Following a Voice story prompted by neighbours' concerns, Fire Chief, staff respond

BY NATE SMELLE The VOICE

The campaign by residents in the neighbourhood surrounding Harold Black Park to protect the public space from youth using it as a party spot and a dumping ground has inspired the Town to act. Since touring the areas of concern in the park with residents, Pelham’s Fire Chief, Bob Lymburner, has been taking steps to put an end to the problem.

“There are three distinctive areas down there in the bush where kids loiter and have campfires and do what kids do, but it’s a safety concern because of the fires,” said Lymburner.

“They leave garbage everywhere and they don’t pick up after themselves.”

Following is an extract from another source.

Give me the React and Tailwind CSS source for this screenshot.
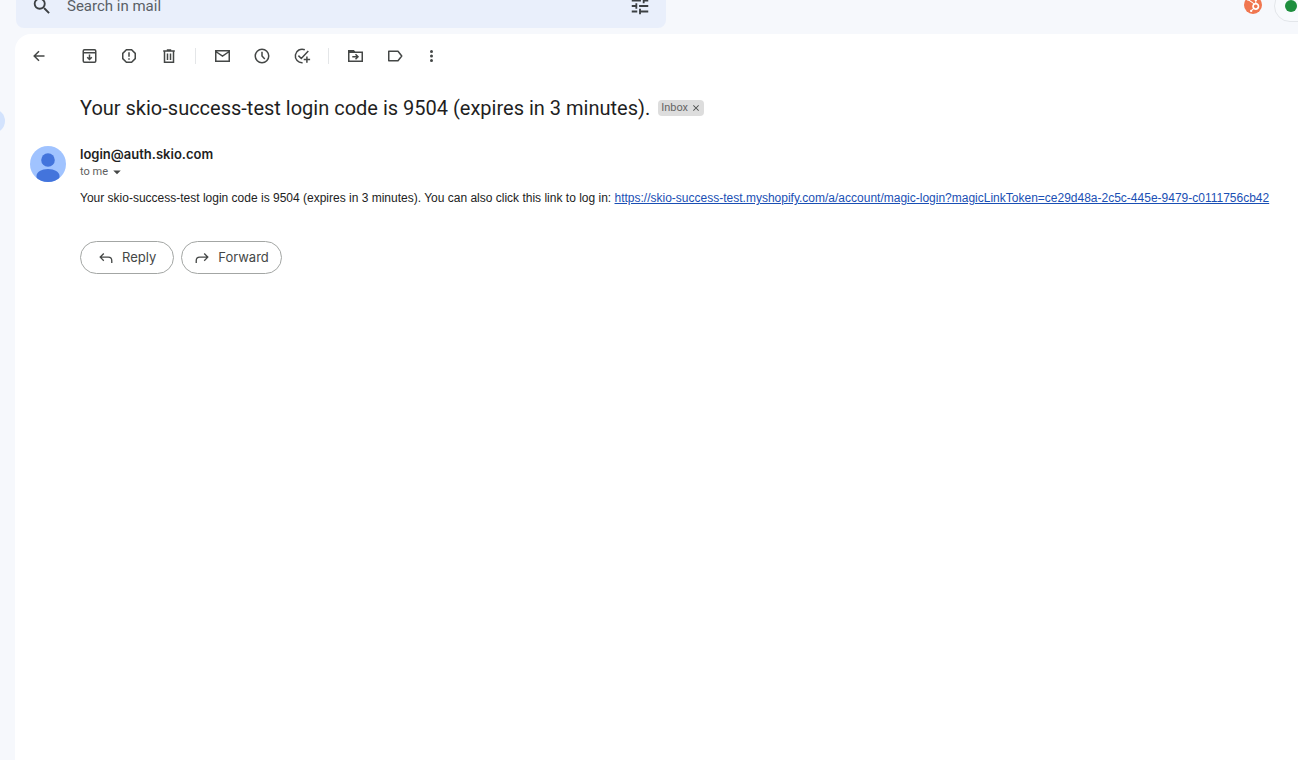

In response, Lymburner said the Fire Department has teamed up with Town staff and residents to clean up the trash, cut the grass and dismantle the fire pits. He said they have also posted five signs throughout the park that inform park users that no trespassing or loitering is permitted in the park from dusk to dawn. The signs give the police the authority to act under the Trespass Act, he said, if residents call in to report any violations in the park.

Recognizing that the fires posed a serious danger to residents in the neighbourhaood and the park, Lymburner said they also plan to step up patrols in the park.

“We’re going to pick up the pace and hopefully deter the kids from going back in there, because the fires were concerning me the most,” Lymburner said.

“If all those evergreens back in there got going, we’d never get it out. If there were kids in there, they would never be able to outrun it and people would get hurt.”

One of the residents who contacted the Voice about the matter last week, Patti Hazlett, said she was pleased to see how quickly the Town responded. Walking through the park in the afternoon last week, she said she crossed paths with a couple of the youth that had been partying in the park. Acknowledging that the kids were there cleaning up the mess in the bushes, she said it seemed the message had gotten through to them as well.

“I spoke to the kids about respecting the earth and how years from now they will want to leave a nice planet for their grandchildren and they were very receptive to that. They were actually good kids,” she said.